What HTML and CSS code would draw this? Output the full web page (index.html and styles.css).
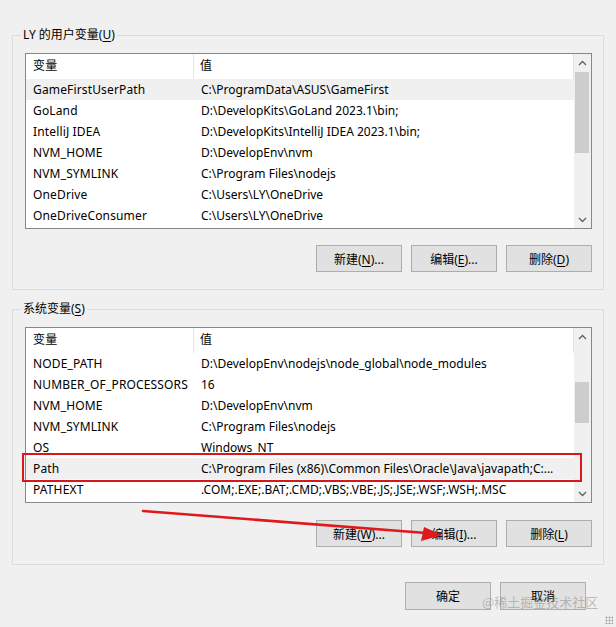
FILE: index.html
```html
<!DOCTYPE html>
<html lang="zh-CN">
<head>
<meta charset="utf-8">
<title>环境变量</title>
<link rel="stylesheet" href="styles.css">
</head>
<body>
<div class="dialog">
  <div class="group">
    <div class="legend">LY 的用户变量(<u>U</u>)</div>
    <div class="list">
      <div class="list-main">
        <div class="row head"><span class="c1">变量</span><span class="c2">值</span></div>
        <div class="row sel"><span class="c1">GameFirstUserPath</span><span class="c2">C:\ProgramData\ASUS\GameFirst</span></div>
        <div class="row"><span class="c1">GoLand</span><span class="c2">D:\DevelopKits\GoLand 2023.1\bin;</span></div>
        <div class="row"><span class="c1">IntelliJ IDEA</span><span class="c2">D:\DevelopKits\IntelliJ IDEA 2023.1\bin;</span></div>
        <div class="row"><span class="c1">NVM_HOME</span><span class="c2">D:\DevelopEnv\nvm</span></div>
        <div class="row"><span class="c1">NVM_SYMLINK</span><span class="c2">C:\Program Files\nodejs</span></div>
        <div class="row"><span class="c1">OneDrive</span><span class="c2">C:\Users\LY\OneDrive</span></div>
        <div class="row"><span class="c1">OneDriveConsumer</span><span class="c2">C:\Users\LY\OneDrive</span></div>
      </div>
      <div class="scrollbar">
        <div class="arrow"><svg width="9" height="6" viewBox="0 0 9 6"><path d="M1 5 L4.5 1.5 L8 5" fill="none" stroke="#606060" stroke-width="1.3"/></svg></div>
        <div class="track"><div class="thumb thumb-user"></div></div>
        <div class="arrow"><svg width="9" height="6" viewBox="0 0 9 6"><path d="M1 1 L4.5 4.5 L8 1" fill="none" stroke="#606060" stroke-width="1.3"/></svg></div>
      </div>
    </div>
    <div class="buttons">
      <button class="btn">新建(<u>N</u>)...</button>
      <button class="btn">编辑(<u>E</u>)...</button>
      <button class="btn">删除(<u>D</u>)</button>
    </div>
  </div>

  <div class="group group-sys">
    <div class="legend">系统变量(<u>S</u>)</div>
    <div class="list">
      <div class="list-main">
        <div class="row head"><span class="c1">变量</span><span class="c2">值</span></div>
        <div class="row"><span class="c1">NODE_PATH</span><span class="c2">D:\DevelopEnv\nodejs\node_global\node_modules</span></div>
        <div class="row"><span class="c1">NUMBER_OF_PROCESSORS</span><span class="c2">16</span></div>
        <div class="row"><span class="c1">NVM_HOME</span><span class="c2">D:\DevelopEnv\nvm</span></div>
        <div class="row"><span class="c1">NVM_SYMLINK</span><span class="c2">C:\Program Files\nodejs</span></div>
        <div class="row"><span class="c1">OS</span><span class="c2">Windows_NT</span></div>
        <div class="row sel"><span class="c1">Path</span><span class="c2">C:\Program Files (x86)\Common Files\Oracle\Java\javapath;C:...</span></div>
        <div class="row"><span class="c1">PATHEXT</span><span class="c2">.COM;.EXE;.BAT;.CMD;.VBS;.VBE;.JS;.JSE;.WSF;.WSH;.MSC</span></div>
      </div>
      <div class="scrollbar">
        <div class="arrow"><svg width="9" height="6" viewBox="0 0 9 6"><path d="M1 5 L4.5 1.5 L8 5" fill="none" stroke="#606060" stroke-width="1.3"/></svg></div>
        <div class="track"><div class="thumb thumb-sys"></div></div>
        <div class="arrow"><svg width="9" height="6" viewBox="0 0 9 6"><path d="M1 1 L4.5 4.5 L8 1" fill="none" stroke="#606060" stroke-width="1.3"/></svg></div>
      </div>
    </div>
    <div class="buttons">
      <button class="btn">新建(<u>W</u>)...</button>
      <button class="btn">编辑(<u>I</u>)...</button>
      <button class="btn">删除(<u>L</u>)</button>
    </div>
  </div>

  <div class="footer">
    <button class="btn">确定</button>
    <button class="btn">取消</button>
  </div>

  <svg class="annot" width="616" height="627" viewBox="0 0 616 627">
    <rect x="23" y="454" width="558" height="27" fill="none" stroke="#d9161c" stroke-width="2"/>
    <path d="M143 511 L426 533" stroke="#e0181c" stroke-width="2.6" fill="none" stroke-linecap="round"/>
    <path d="M442 535 L421 541 L424 527 Z" fill="#e0181c"/>
  </svg>
  <div class="watermark">@稀土掘金技术社区</div>
  <div class="grip"></div>
</div>
</body>
</html>
```

FILE: styles.css
```css
html, body {
  margin: 0;
  padding: 0;
  background: #f0f0f0;
}
body {
  font-family: "Noto Sans", "Noto Sans CJK SC", sans-serif;
  font-size: 12px;
  color: #000;
}
.dialog {
  position: relative;
  width: 616px;
  height: 627px;
  overflow: hidden;
  padding-top: 35px;
  box-sizing: border-box;
}
.group {
  margin-left: 12px;
  width: 592px;
  box-sizing: border-box;
  border: 1px solid #dcdcdc;
  padding: 0 11px 17px 12px;
}
.group-sys {
  margin-top: 19px;
}
.legend {
  display: block;
  width: max-content;
  margin: -9px 0 0 -4px;
  padding: 0 2px;
  line-height: 16px;
  height: 16px;
  background: #f0f0f0;
}
.legend u, .btn u {
  text-underline-offset: 2px;
}
.list {
  margin-top: 10px;
  height: 176px;
  box-sizing: border-box;
  border: 1px solid #828790;
  background: #fff;
  display: flex;
  overflow: hidden;
}
.list-main {
  flex: 1;
  min-width: 0;
}
.row {
  display: flex;
  height: 21px;
  line-height: 21px;
  white-space: nowrap;
}
.row.head {
  height: 25px;
  line-height: 24px;
  border-right: 1px solid #e5e5e5;
}
.row.sel {
  background: #f0f0f0;
}
.c1 {
  width: 168px;
  flex: none;
  padding-left: 7px;
  box-sizing: border-box;
  overflow: hidden;
  letter-spacing: 0.15px;
}
.c2 {
  flex: 1;
  padding-left: 7px;
  overflow: hidden;
}
.head .c1 {
  border-right: 1px solid #e5e5e5;
}
.head .c2 {
  padding-left: 6px;
}
.scrollbar {
  width: 17px;
  flex: none;
  background: #f0f0f0;
  display: flex;
  flex-direction: column;
}
.arrow {
  height: 17px;
  flex: none;
  display: flex;
  align-items: center;
  justify-content: center;
}
.track {
  flex: 1;
  padding: 0 2px 0 1px;
}
.thumb {
  background: #cdcdcd;
}
.thumb-user {
  margin-top: 1px;
  height: 81px;
}
.thumb-sys {
  margin-top: 37px;
  height: 41px;
}
.buttons {
  display: flex;
  justify-content: flex-end;
  gap: 9px;
  margin-top: 16px;
}
.group-sys .buttons {
  margin-top: 17px;
}
.btn {
  width: 86px;
  height: 27px;
  box-sizing: border-box;
  border: 1px solid #adadad;
  background: #e1e1e1;
  font-family: "Noto Sans", "Noto Sans CJK SC", sans-serif;
  font-size: 12px;
  color: #000;
  padding: 0;
  margin: 0;
}
.footer {
  display: flex;
  justify-content: flex-end;
  gap: 9px;
  margin-top: 17px;
  padding-right: 30px;
}
.footer .btn {
  height: 28px;
}
.annot {
  position: absolute;
  left: 0;
  top: 0;
  pointer-events: none;
}
.watermark {
  position: absolute;
  left: 482px;
  top: 593px;
  font-family: "Noto Sans CJK SC", sans-serif;
  font-size: 13px;
  line-height: 18px;
  color: rgba(140, 140, 140, 0.55);
}
.grip {
  position: absolute;
  right: 3px;
  bottom: 3px;
  width: 8px;
  height: 8px;
  background-image: radial-gradient(circle, #a0a0a0 0.8px, transparent 1.2px);
  background-size: 3px 3px;
}
```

_What to work on_
Word for word, quote the lines above. Omit the pictures.

_The reply_
What HTML and CSS code would draw this? Output the full web page (index.html and styles.css).
FILE: index.html
```html
<!DOCTYPE html>
<html lang="zh-CN">
<head>
<meta charset="utf-8">
<title>环境变量</title>
<link rel="stylesheet" href="styles.css">
</head>
<body>
<div class="dialog">
  <div class="group">
    <div class="legend">LY 的用户变量(<u>U</u>)</div>
    <div class="list">
      <div class="list-main">
        <div class="row head"><span class="c1">变量</span><span class="c2">值</span></div>
        <div class="row sel"><span class="c1">GameFirstUserPath</span><span class="c2">C:\ProgramData\ASUS\GameFirst</span></div>
        <div class="row"><span class="c1">GoLand</span><span class="c2">D:\DevelopKits\GoLand 2023.1\bin;</span></div>
        <div class="row"><span class="c1">IntelliJ IDEA</span><span class="c2">D:\DevelopKits\IntelliJ IDEA 2023.1\bin;</span></div>
        <div class="row"><span class="c1">NVM_HOME</span><span class="c2">D:\DevelopEnv\nvm</span></div>
        <div class="row"><span class="c1">NVM_SYMLINK</span><span class="c2">C:\Program Files\nodejs</span></div>
        <div class="row"><span class="c1">OneDrive</span><span class="c2">C:\Users\LY\OneDrive</span></div>
        <div class="row"><span class="c1">OneDriveConsumer</span><span class="c2">C:\Users\LY\OneDrive</span></div>
      </div>
      <div class="scrollbar">
        <div class="arrow"><svg width="9" height="6" viewBox="0 0 9 6"><path d="M1 5 L4.5 1.5 L8 5" fill="none" stroke="#606060" stroke-width="1.3"/></svg></div>
        <div class="track"><div class="thumb thumb-user"></div></div>
        <div class="arrow"><svg width="9" height="6" viewBox="0 0 9 6"><path d="M1 1 L4.5 4.5 L8 1" fill="none" stroke="#606060" stroke-width="1.3"/></svg></div>
      </div>
    </div>
    <div class="buttons">
      <button class="btn">新建(<u>N</u>)...</button>
      <button class="btn">编辑(<u>E</u>)...</button>
      <button class="btn">删除(<u>D</u>)</button>
    </div>
  </div>

  <div class="group group-sys">
    <div class="legend">系统变量(<u>S</u>)</div>
    <div class="list">
      <div class="list-main">
        <div class="row head"><span class="c1">变量</span><span class="c2">值</span></div>
        <div class="row"><span class="c1">NODE_PATH</span><span class="c2">D:\DevelopEnv\nodejs\node_global\node_modules</span></div>
        <div class="row"><span class="c1">NUMBER_OF_PROCESSORS</span><span class="c2">16</span></div>
        <div class="row"><span class="c1">NVM_HOME</span><span class="c2">D:\DevelopEnv\nvm</span></div>
        <div class="row"><span class="c1">NVM_SYMLINK</span><span class="c2">C:\Program Files\nodejs</span></div>
        <div class="row"><span class="c1">OS</span><span class="c2">Windows_NT</span></div>
        <div class="row sel"><span class="c1">Path</span><span class="c2">C:\Program Files (x86)\Common Files\Oracle\Java\javapath;C:...</span></div>
        <div class="row"><span class="c1">PATHEXT</span><span class="c2">.COM;.EXE;.BAT;.CMD;.VBS;.VBE;.JS;.JSE;.WSF;.WSH;.MSC</span></div>
      </div>
      <div class="scrollbar">
        <div class="arrow"><svg width="9" height="6" viewBox="0 0 9 6"><path d="M1 5 L4.5 1.5 L8 5" fill="none" stroke="#606060" stroke-width="1.3"/></svg></div>
        <div class="track"><div class="thumb thumb-sys"></div></div>
        <div class="arrow"><svg width="9" height="6" viewBox="0 0 9 6"><path d="M1 1 L4.5 4.5 L8 1" fill="none" stroke="#606060" stroke-width="1.3"/></svg></div>
      </div>
    </div>
    <div class="buttons">
      <button class="btn">新建(<u>W</u>)...</button>
      <button class="btn">编辑(<u>I</u>)...</button>
      <button class="btn">删除(<u>L</u>)</button>
    </div>
  </div>

  <div class="footer">
    <button class="btn">确定</button>
    <button class="btn">取消</button>
  </div>

  <svg class="annot" width="616" height="627" viewBox="0 0 616 627">
    <rect x="23" y="454" width="558" height="27" fill="none" stroke="#d9161c" stroke-width="2"/>
    <path d="M143 511 L426 533" stroke="#e0181c" stroke-width="2.6" fill="none" stroke-linecap="round"/>
    <path d="M442 535 L421 541 L424 527 Z" fill="#e0181c"/>
  </svg>
  <div class="watermark">@稀土掘金技术社区</div>
  <div class="grip"></div>
</div>
</body>
</html>
```

FILE: styles.css
```css
html, body {
  margin: 0;
  padding: 0;
  background: #f0f0f0;
}
body {
  font-family: "Noto Sans", "Noto Sans CJK SC", sans-serif;
  font-size: 12px;
  color: #000;
}
.dialog {
  position: relative;
  width: 616px;
  height: 627px;
  overflow: hidden;
  padding-top: 35px;
  box-sizing: border-box;
}
.group {
  margin-left: 12px;
  width: 592px;
  box-sizing: border-box;
  border: 1px solid #dcdcdc;
  padding: 0 11px 17px 12px;
}
.group-sys {
  margin-top: 19px;
}
.legend {
  display: block;
  width: max-content;
  margin: -9px 0 0 -4px;
  padding: 0 2px;
  line-height: 16px;
  height: 16px;
  background: #f0f0f0;
}
.legend u, .btn u {
  text-underline-offset: 2px;
}
.list {
  margin-top: 10px;
  height: 176px;
  box-sizing: border-box;
  border: 1px solid #828790;
  background: #fff;
  display: flex;
  overflow: hidden;
}
.list-main {
  flex: 1;
  min-width: 0;
}
.row {
  display: flex;
  height: 21px;
  line-height: 21px;
  white-space: nowrap;
}
.row.head {
  height: 25px;
  line-height: 24px;
  border-right: 1px solid #e5e5e5;
}
.row.sel {
  background: #f0f0f0;
}
.c1 {
  width: 168px;
  flex: none;
  padding-left: 7px;
  box-sizing: border-box;
  overflow: hidden;
  letter-spacing: 0.15px;
}
.c2 {
  flex: 1;
  padding-left: 7px;
  overflow: hidden;
}
.head .c1 {
  border-right: 1px solid #e5e5e5;
}
.head .c2 {
  padding-left: 6px;
}
.scrollbar {
  width: 17px;
  flex: none;
  background: #f0f0f0;
  display: flex;
  flex-direction: column;
}
.arrow {
  height: 17px;
  flex: none;
  display: flex;
  align-items: center;
  justify-content: center;
}
.track {
  flex: 1;
  padding: 0 2px 0 1px;
}
.thumb {
  background: #cdcdcd;
}
.thumb-user {
  margin-top: 1px;
  height: 81px;
}
.thumb-sys {
  margin-top: 37px;
  height: 41px;
}
.buttons {
  display: flex;
  justify-content: flex-end;
  gap: 9px;
  margin-top: 16px;
}
.group-sys .buttons {
  margin-top: 17px;
}
.btn {
  width: 86px;
  height: 27px;
  box-sizing: border-box;
  border: 1px solid #adadad;
  background: #e1e1e1;
  font-family: "Noto Sans", "Noto Sans CJK SC", sans-serif;
  font-size: 12px;
  color: #000;
  padding: 0;
  margin: 0;
}
.footer {
  display: flex;
  justify-content: flex-end;
  gap: 9px;
  margin-top: 17px;
  padding-right: 30px;
}
.footer .btn {
  height: 28px;
}
.annot {
  position: absolute;
  left: 0;
  top: 0;
  pointer-events: none;
}
.watermark {
  position: absolute;
  left: 482px;
  top: 593px;
  font-family: "Noto Sans CJK SC", sans-serif;
  font-size: 13px;
  line-height: 18px;
  color: rgba(140, 140, 140, 0.55);
}
.grip {
  position: absolute;
  right: 3px;
  bottom: 3px;
  width: 8px;
  height: 8px;
  background-image: radial-gradient(circle, #a0a0a0 0.8px, transparent 1.2px);
  background-size: 3px 3px;
}
```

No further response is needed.